Kenya can repay a $2 billion Eurobond due later this year, thanks to funding from foreign institutions, its central bank chief said Wednesday.

The nation is sitting on public debts of around $61.5 billion -- equal to around 67 per cent of gross domestic product -- with servicing costs ballooning because of the sharp drop in the value of the local currency.

Central Bank of Kenya Governor Kamau Thugge had acknowledged concerns about the country's ability to repay the 10-year Eurobond when it matures in June.

"We have the resources, the money that is coming in from the World Bank, from regional institutions, from multilateral institutions," he told a press conference in Nairobi.

"This risk of the eurobond will in my view be eliminated."

He said repayment of the bond should also "help contribute to a strengthening of the shilling".

The local currency has slumped by about 29 per cent against the dollar over the past year alone, currently hovering around all-time lows of 160 to the greenback.

The shilling's slide has increased the costs of Kenya's imports, leading to higher prices in a country where already many of its 53 million people live in poverty.

President William Ruto was elected in 2022 on a pledge to help ordinary Kenyans but has raised taxes and cut subsidies as part of a campaign to slash debt and "wasteful" government expenditure.

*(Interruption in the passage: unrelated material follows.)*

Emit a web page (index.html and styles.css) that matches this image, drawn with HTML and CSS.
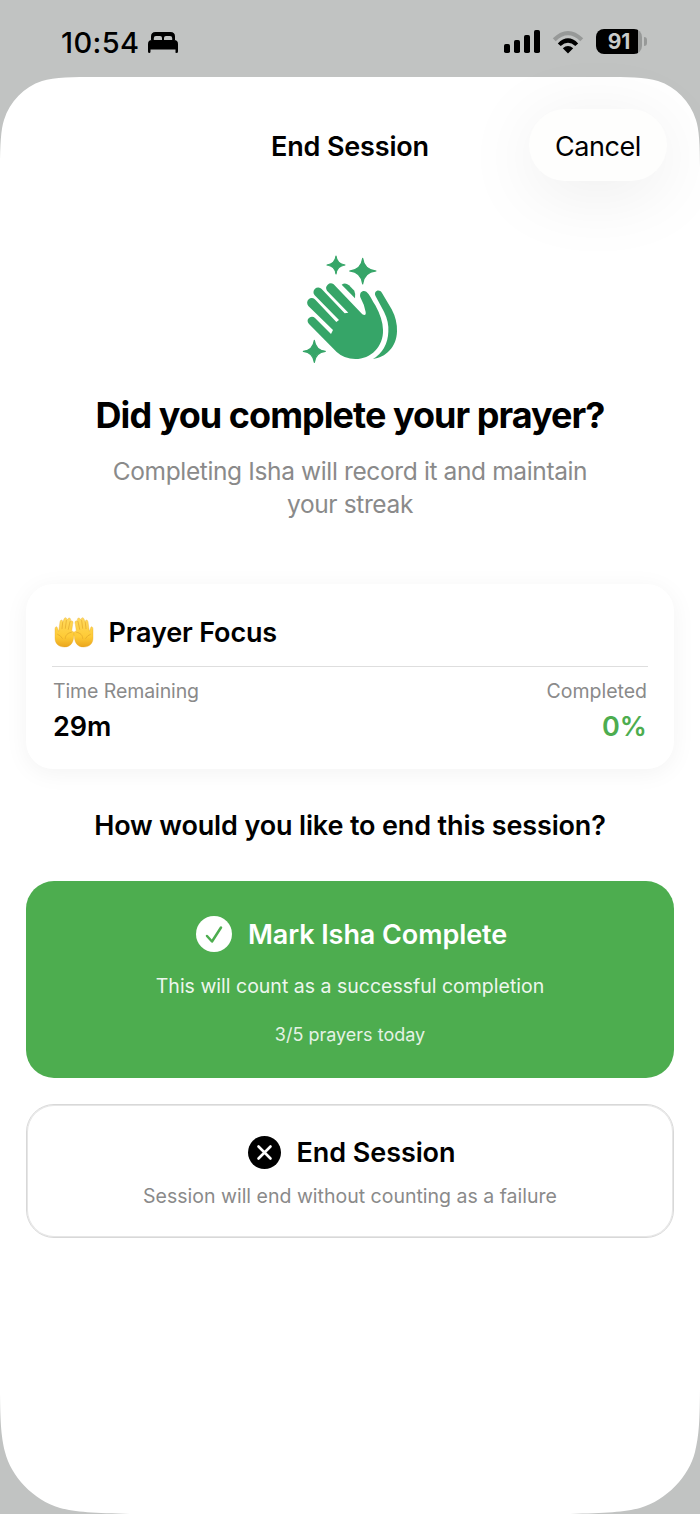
FILE: index.html
```html
<!DOCTYPE html>
<html lang="en">
<head>
<meta charset="utf-8">
<title>End Session</title>
<link rel="stylesheet" href="styles.css">
</head>
<body>
<div class="screen">
  <header class="status">
    <div class="status-left">
      <span class="time">10:54</span>
      <svg viewBox="0 0 30 21" width="30" height="21"><path d="M3 8V4.500Q3 0 7.500 0H22.500Q27 0 27 4.500V8H24.200V6.200Q24.200 4 22 4H18Q16 4 16 6V8H14V6Q14 4 12 4H8Q5.800 4 5.800 6.200V8ZM0 12Q0 8 4 8H26Q30 8 30 12V19.500Q30 21 28.500 21T27.500 19.500V17.500H2.500V19.500Q2.500 21 1.300 21T0 19.500Z"/></svg>
    </div>
    <div class="status-right">
      <svg viewBox="0 0 36 23" width="36" height="23"><rect y="14" width="6" height="9" rx="1.800"/><rect x="10" y="10" width="6" height="13" rx="1.800"/><rect x="20" y="5" width="6" height="18" rx="1.800"/><rect x="30" width="6" height="23" rx="1.800"/></svg>
      <svg viewBox="0 0 32 24" width="32" height="24"><path class="dim" d="M.8 8.300Q16-6.500 31.200 8.300L28.300 11.200Q16-.5 3.700 11.200Z"/><path d="M5.800 13.400Q16 3.200 26.200 13.400L23.300 16Q16 9.300 8.700 16ZM10.800 18.300Q16 13.500 21.200 18.300L16 23.500Z"/></svg>
      <span class="battery"><span class="level">91</span><i class="nub"></i></span>
    </div>
  </header>
  <main class="sheet">
    <svg class="sheet-shape" viewBox="0 77 700 1437" width="700" height="1437"><path d="M0 168C0 145 1 129 4 120C10 101 24 87 42 81C54 77 75 77 95 77H605C625 77 646 77 658 81C676 87 690 101 696 120C699 129 700 145 700 168V1383C700 1420 699 1436 695 1452C689 1476 667 1500 640 1508C625 1512 605 1513 570 1514H130C95 1513 75 1512 60 1508C33 1500 11 1476 5 1452C1 1436 0 1420 0 1383Z"/></svg>
    <nav class="nav">
      <h1 class="nav-title">End Session</h1>
      <button class="cancel">Cancel</button>
    </nav>
    <section class="hero">
      <svg class="hands" viewBox="0 0 360 390" width="120" height="130">
        <path d="M138 33Q141 57 165 60Q141 63 138 87Q135 63 111 60Q135 57 138 33ZM218 40Q222 74 258 78Q222 82 218 117Q214 82 179 78Q214 74 218 40ZM73 286Q77 316 106 319Q77 322 73 352Q69 322 40 319Q69 316 73 286Z" stroke="#36a568" stroke-width="3.500" stroke-linejoin="round"/>
        <path d="M155 119Q166 111 177 121L193 137Q197 145 195 160Z"/>
        <path d="M56 220A13 13 0 0 1 75 219L123 267L129 255L55 183A14 14 0 0 1 76 164L139 231L147 225L74 151A14 14 0 0 1 95 132L164 205L175 203L111 137A14 14 0 0 1 131 118L217 208Q229 214 227 201Q223 179 211 157C207 140 220 134 229 140C239 148 247 167 256 181Q278 221 279 254C281 305 242 342 196 342Q163 342 140 321L57 237Q49 228 56 220Z"/>
        <path d="M257 154C249 138 268 130 276 144L305 193Q322 225 321 259C320 307 286 338 249 342Q293 314 295 260Q297 230 282 200Z"/>
      </svg>
      <h2 class="question">Did you complete your prayer?</h2>
      <p class="lead">Completing Isha will record it and maintain<br>your streak</p>
    </section>
    <section class="card">
      <div class="card-head">
        <svg viewBox="0 0 120 96" width="40" height="32">
          <defs><linearGradient id="skin" x2="0" y2="1"><stop stop-color="#ffd95c"/><stop offset=".65" stop-color="#fecb36"/><stop offset="1" stop-color="#eaa51c"/></linearGradient>
          <g id="palm"><path fill="url(#skin)" stroke="#e3a62c" stroke-width="1" d="M3 42C2 32 9 28 11 38L14 46L18 17C20 9 27 11 26 19L30 9C33 2 40 5 38 13L42 8C47 3 52 8 49 16C55 12 59 17 56 25L53 46C60 44 62 52 59 62C58 82 48 93 31 93C13 93 3 82 3 66Z"/><path fill="none" stroke="#e0a42a" stroke-width="2" stroke-linecap="round" d="M26 20L24 38M37 14L34 37M48 17L43 40M52 49C40 51 34 58 34 67M11 55Q20 58 25 67"/></g></defs>
          <use href="#palm"/><use href="#palm" transform="matrix(-1 0 0 1 120 0)"/>
        </svg>
        <h3 class="card-title">Prayer Focus</h3>
      </div>
      <div class="stats">
        <div><p class="label">Time Remaining</p><p class="value">29m</p></div>
        <div class="right"><p class="label">Completed</p><p class="value green">0%</p></div>
      </div>
    </section>
    <h3 class="prompt">How would you like to end this session?</h3>
    <button class="option complete">
      <span class="row"><svg viewBox="0 0 36 36" width="36" height="36"><circle cx="18" cy="18" r="18" fill="#fff"/><path d="M11 20L16 25.500L25 11.500" fill="none" stroke="#4dad4f" stroke-width="2.500" stroke-linecap="round" stroke-linejoin="round"/></svg><span class="option-title">Mark Isha Complete</span></span>
      <span class="note">This will count as a successful completion</span>
      <span class="count">3/5 prayers today</span>
    </button>
    <button class="option end">
      <span class="row"><svg viewBox="0 0 33 33" width="33" height="33"><circle cx="16.500" cy="16.500" r="16.500"/><path d="M10.500 10.500L22.500 22.500M22.500 10.500L10.500 22.500" stroke="#fff" stroke-width="2.600" stroke-linecap="round"/></svg><span class="option-title">End Session</span></span>
      <span class="note">Session will end without counting as a failure</span>
    </button>
  </main>
</div>
</body>
</html>
```
FILE: styles.css
```css
* { box-sizing: border-box; }
body { margin: 0; background: #c1c3c2; font-family: Inter, "Liberation Sans", sans-serif; color: #000; }
h1, h2, h3, p { margin: 0; white-space: nowrap; }
button { font: inherit; color: inherit; border: 0; padding: 0; }
svg { display: block; flex: none; }
.screen { width: 700px; height: 1514px; overflow: hidden; }
.status { height: 77px; display: flex; justify-content: space-between; padding: 0 58px 0 61px; }
.status-left, .status-right { display: flex; align-items: center; height: 84px; }
.status-left { gap: 8px; }
.time { font-size: 29px; font-weight: 550; letter-spacing: .4px; }
.status-right { gap: 12px; padding-bottom: 1px; }
.dim { fill: #979998; }
.battery { position: relative; width: 46px; height: 25px; border-radius: 8px; background: linear-gradient(90deg, #000 42px, #979998 42px); }
.level { display: block; text-align: center; color: #c9cbca; font-size: 21px; line-height: 25px; font-weight: 700; }
.nub { position: absolute; left: 48px; top: 8px; width: 3px; height: 9px; border-radius: 0 4px 4px 0; background: #979998; }
.sheet { position: relative; height: 1437px; display: flex; flex-direction: column; isolation: isolate; padding: 0 26px; }
.sheet-shape { position: absolute; left: 0; top: 0; z-index: -1; fill: #fff; }
.nav { height: 104px; padding: 32px 7px 0; display: grid; grid-template-columns: 138px 1fr 138px; }
.nav-title { grid-column: 2; padding-top: 1px; font-size: 27px; line-height: 74px; font-weight: 600; letter-spacing: -.18px; text-align: center; }
.cancel { height: 72px; padding-top: 2px; border-radius: 36px; background: #fefefd; box-shadow: 0 12px 76px rgba(0,0,0,.08); font-size: 27px; letter-spacing: -.45px; }
.hero { padding-top: 64px; display: flex; flex-direction: column; align-items: center; }
.hands { fill: #36a568; }
.question { margin-top: 18px; font-size: 36px; line-height: 44px; font-weight: 700; letter-spacing: -.97px; }
.lead { margin-top: 18px; font-size: 24.500px; line-height: 33px; letter-spacing: -.37px; color: #8a8a8a; text-align: center; }
.card { margin-top: 63px; height: 185px; border-radius: 27px; background: #fff; box-shadow: 0 4px 24px rgba(0,0,0,.05); padding: 0 26px; }
.card-head { height: 83px; padding: 13px 0 0 1.5px; display: flex; align-items: center; gap: 15px; border-bottom: 1px solid #dedede; }
.card-title { padding-top: 2px; font-size: 27px; font-weight: 600; letter-spacing: -.15px; }
.stats { display: flex; justify-content: space-between; padding: 11px 1px 0; }
.right { text-align: right; }
.label { font-size: 19.500px; line-height: 26px; letter-spacing: -.1px; color: #8a8a8a; }
.right .label { letter-spacing: 0; }
.value { font-size: 27px; line-height: 34px; margin-top: 6px; font-weight: 600; }
.green { color: #4dad4f; }
.prompt { margin-top: 40px; font-size: 27px; line-height: 34px; font-weight: 600; letter-spacing: -.14px; text-align: center; }
.option { display: flex; flex-direction: column; align-items: center; border-radius: 28px; white-space: nowrap; }
.row { display: flex; align-items: center; gap: 16px; height: 36px; padding-left: 3px; }
.option-title { padding-top: 2px; font-size: 27px; line-height: 36px; font-weight: 600; letter-spacing: -.08px; }
.note { font-size: 19.500px; line-height: 26px; }
.complete { margin-top: 38px; height: 197px; padding-top: 35px; background: #4dad4f; color: #fff; }
.complete .note { margin-top: 21px; opacity: .9; }
.count { margin-top: 23px; font-size: 18px; line-height: 26px; opacity: .85; }
.end { margin-top: 26px; height: 134px; padding-top: 29px; border: 1px solid #d8d8d8; box-shadow: inset 0 0 0 1px #e6e6e6; background: #fff; }
.end .note { margin-top: 13px; color: #8a8a8a; }
```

In a move to curb still-rising inflation, the central bank on Tuesday hiked interest rates by 50 basis points to 12.5 per cent, the highest level in almost 12 years.

Inflation rose to 6.9 per cent in January from 6.6 per cent the previous month, and Thugge said it remained "sticky" at the high end of the government's target range.

But the central bank said the economy was continuing to show a "strong performance" and estimated that GDP grew 5.6 per cent last year after 4.8 per cent in 2022.